When I awoke that morning, I wasted no time telling my sister about it.  She said “Wow, some dream” and I said no, no—it was more than that.  I was there.  It’s hard to explain, but I felt some weird compulsion to share it with anyone who would listen.  And later that day at work, I did just that—I told everyone at the store.  

It was only a week or so later when it happened:  I was leaving the store at the end of the workday, and had just gotten out the front doors when Sandy W. (a friend & coworker) followed me outside and said “Doug, I’m glad I caught you.  Mr.
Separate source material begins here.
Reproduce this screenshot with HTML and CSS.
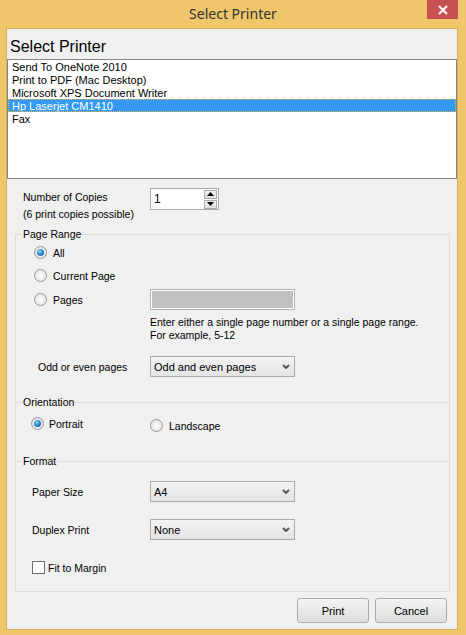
FILE: index.html
```html
<!DOCTYPE html>
<html>
<head>
<meta charset="utf-8">
<title>Select Printer</title>
<link rel="stylesheet" href="styles.css">
</head>
<body>
<div class="window">
  <div class="titlebar">
    <span></span>
    <div class="title">Select Printer</div>
    <div class="close">
      <svg width="10" height="10" viewBox="0 0 10 10"><path d="M1 1 L9 9 M9 1 L1 9" stroke="#fff" stroke-width="2" fill="none"/></svg>
    </div>
  </div>
  <div class="client">
    <div class="heading">Select Printer</div>
    <ul class="list">
      <li>Send To OneNote 2010</li>
      <li>Print to PDF (Mac Desktop)</li>
      <li>Microsoft XPS Document Writer</li>
      <li class="selected">Hp Laserjet CM1410</li>
      <li>Fax</li>
    </ul>

    <div class="copies">
      <div class="copies-label">
        <div class="line17">Number of Copies</div>
        <div class="line17">(6 print copies possible)</div>
      </div>
      <div class="spin">
        <span class="spin-value">1</span>
        <div class="spin-btns">
          <span class="spin-btn"><svg width="7" height="4" viewBox="0 0 7 4"><path d="M3.5 0 L7 4 L0 4 Z" fill="#000"/></svg></span>
          <span class="spin-btn"><svg width="7" height="4" viewBox="0 0 7 4"><path d="M0 0 L7 0 L3.5 4 Z" fill="#000"/></svg></span>
        </div>
      </div>
    </div>

    <section class="group group-range">
      <div class="legend">Page Range</div>
      <div class="group-body">
        <div class="radio-row"><span class="radio checked"></span><span>All</span></div>
        <div class="radio-row"><span class="radio"></span><span>Current Page</span></div>
        <div class="pages-row">
          <div class="radio-row tight"><span class="radio"></span><span>Pages</span></div>
          <div class="pages-input"></div>
        </div>
        <div class="help">Enter either a single page number or a single page range.<br>For example, 5-12</div>
        <div class="field-row odd-row">
          <span class="field-label">Odd or even pages</span>
          <div class="select"><span>Odd and even pages</span><svg class="chev" width="8" height="5" viewBox="0 0 8 5"><path d="M1 1 L4 4 L7 1" stroke="#555" stroke-width="2" fill="none"/></svg></div>
        </div>
      </div>
    </section>

    <section class="group group-orient">
      <div class="legend">Orientation</div>
      <div class="group-body">
        <div class="orient-row">
          <div class="orient-item"><span class="radio checked"></span><span>Portrait</span></div>
          <div class="orient-item landscape"><span class="radio"></span><span>Landscape</span></div>
        </div>
      </div>
    </section>

    <section class="group group-format">
      <div class="legend">Format</div>
      <div class="group-body">
        <div class="field-row paper-row">
          <span class="field-label">Paper Size</span>
          <div class="select"><span>A4</span><svg class="chev" width="8" height="5" viewBox="0 0 8 5"><path d="M1 1 L4 4 L7 1" stroke="#555" stroke-width="2" fill="none"/></svg></div>
        </div>
        <div class="field-row duplex-row">
          <span class="field-label">Duplex Print</span>
          <div class="select"><span>None</span><svg class="chev" width="8" height="5" viewBox="0 0 8 5"><path d="M1 1 L4 4 L7 1" stroke="#555" stroke-width="2" fill="none"/></svg></div>
        </div>
        <div class="check-row"><span class="checkbox"></span><span>Fit to Margin</span></div>
      </div>
    </section>

    <div class="buttons">
      <div class="btn">Print</div>
      <div class="btn">Cancel</div>
    </div>
  </div>
</div>
</body>
</html>
```

FILE: styles.css
```css
* { box-sizing: border-box; }
html, body {
  margin: 0;
  padding: 0;
  background: #efc66a;
}
body {
  font-family: "Liberation Sans", Arial, sans-serif;
  font-size: 10.5px;
  color: #000;
}
.window {
  width: 466px;
  height: 635px;
  background: #efc66a;
  display: flex;
  flex-direction: column;
  overflow: hidden;
}
.titlebar {
  height: 28px;
  display: grid;
  grid-template-columns: 1fr auto 1fr;
  align-items: start;
}
.title {
  font-family: "Noto Sans", "Open Sans", sans-serif;
  font-size: 14px;
  line-height: 27px;
  color: #333;
}
.close {
  justify-self: end;
  margin-right: 8px;
  width: 31px;
  height: 19px;
  background: #c75050;
  display: flex;
  align-items: center;
  justify-content: center;
}
.client {
  margin: 0 8px 5px 6px;
  border: 1px solid #d7ad55;
  background: #f0f0f0;
  height: 602px;
  overflow: hidden;
  display: flex;
  flex-direction: column;
}
.heading {
  font-size: 16px;
  line-height: 20px;
  margin-top: 8px;
  padding-left: 3px;
}
.list {
  list-style: none;
  margin: 2px 0 0 0;
  padding: 0;
  height: 120px;
  background: #fff;
  border: 1px solid #828790;
  font-size: 11px;
}
.list li {
  height: 13px;
  line-height: 14px;
  padding-left: 4px;
  white-space: nowrap;
}
.list li.selected {
  background: #3399ff;
  color: #fff;
  outline: 1px dotted #e9b65e;
  outline-offset: -1px;
}
.copies {
  display: flex;
  align-items: flex-start;
  margin-top: 9px;
  padding-left: 16px;
}
.copies-label {
  width: 127px;
  margin-top: 1px;
}
.line17 {
  line-height: 17px;
}
.spin {
  width: 69px;
  height: 22px;
  border: 1px solid #aaaaaa;
  background: #fff;
  display: flex;
  align-items: center;
  justify-content: space-between;
  padding-left: 3px;
}
.spin-value {
  font-size: 12px;
}
.spin-btns {
  display: flex;
  flex-direction: column;
  gap: 1px;
  margin-right: 1px;
}
.spin-btn {
  width: 13px;
  height: 9px;
  border: 1px solid #acacac;
  background: linear-gradient(#f2f2f2, #dedede);
  display: flex;
  align-items: center;
  justify-content: center;
}
.group {
  margin-left: 8px;
  margin-right: 7px;
  border: 1px solid #dcdcdc;
  border-bottom: none;
  display: flex;
  flex-direction: column;
}
.legend {
  align-self: flex-start;
  margin-top: -7px;
  margin-left: 6px;
  padding: 0 1px;
  line-height: 13px;
  background: #f0f0f0;
}
.group-range {
  margin-top: 11px;
}
.group-range .group-body {
  padding-left: 18px;
  padding-bottom: 25px;
}
.radio-row {
  display: flex;
  align-items: center;
  gap: 6px;
  height: 23px;
}
.radio-row.tight {
  height: auto;
}
.radio {
  width: 13px;
  height: 13px;
  border-radius: 50%;
  border: 1px solid #9a9a9a;
  background: radial-gradient(circle at 50% 50%, #ffffff 0%, #eeeeee 45%, #d6d6d6 100%);
  flex: none;
  display: flex;
  align-items: center;
  justify-content: center;
}
.radio.checked::after {
  content: "";
  width: 7px;
  height: 7px;
  border-radius: 50%;
  background: radial-gradient(circle at 40% 35%, #9ddcfb 0%, #2f86d2 45%, #0d4a8c 100%);
}
.pages-row {
  display: grid;
  grid-template-columns: 116px 145px;
  align-items: center;
  height: 25px;
}
.pages-input {
  height: 21px;
  border: 1px solid #b5b5b5;
  box-shadow: inset 0 0 0 1px #ffffff;
  background: #c0c0c0;
}
.help {
  margin-top: 4px;
  margin-left: 116px;
  line-height: 13px;
}
.field-row {
  display: grid;
  align-items: center;
}
.odd-row {
  margin-top: 14px;
  grid-template-columns: 116px 145px;
}
.odd-row .field-label {
  padding-left: 4px;
}
.select {
  height: 21px;
  border: 1px solid #acacac;
  background: linear-gradient(#f3f3f3, #e4e4e4);
  display: flex;
  align-items: center;
  justify-content: space-between;
  padding: 0 4px 0 3px;
  font-size: 11px;
}
.chev {
  display: block;
}
.group-orient .group-body {
  padding-left: 15px;
  padding-bottom: 28px;
}
.orient-row {
  display: grid;
  grid-template-columns: 119px auto;
  align-items: start;
  margin-top: 7px;
}
.orient-item {
  display: flex;
  align-items: center;
  gap: 5px;
  height: 15px;
}
.orient-item.landscape {
  margin-top: 2px;
  gap: 6px;
}
.group-format {
  border-bottom: 1px solid #dcdcdc;
}
.group-format .group-body {
  padding-left: 16px;
  padding-bottom: 17px;
}
.paper-row, .duplex-row {
  grid-template-columns: 118px 145px;
}
.paper-row {
  margin-top: 13px;
}
.duplex-row {
  margin-top: 17px;
}
.check-row {
  margin-top: 21px;
  display: flex;
  align-items: center;
  gap: 3px;
  height: 13px;
}
.checkbox {
  width: 13px;
  height: 13px;
  border: 1px solid #707070;
  background: #fff;
  flex: none;
}
.buttons {
  display: flex;
  justify-content: flex-end;
  gap: 6px;
  margin-top: 6px;
  padding-right: 10px;
}
.btn {
  width: 72px;
  height: 25px;
  border: 1px solid #acacac;
  border-radius: 3px;
  background: linear-gradient(#f4f4f4, #dddddd);
  display: flex;
  align-items: center;
  justify-content: center;
  font-size: 11px;
}
```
Rumskey thought you’d want to see this.”  She handed me the local paper and sure enough there was an article about a small plane crashing into a department store’s parking lot.  


The front page of the Observer Reporter, from February 19, 1983.  Click on the paper to read about the tragic accident

No it wasn’t our store of course; the crash occurred across the country in another department store’s parking lot.  But there it was on the front page of our local paper—and there I was, in the same spot in front of our store where I was handed a newspaper in my dream a week or so earlier.

In the days that followed, I tried in vain to have another one of these ‘visions’, but no such luck.  (And I never won those millions in the Lotto either!)

I know what you’re probably thinking, I’ve often told myself the same thing; it was just some crazy dream, God knows we’ve all had them.  But there’s still a part of me that knows it was more than that—and now, after watching that special on the Science Channel, who knows… maybe it’s time I tried this again!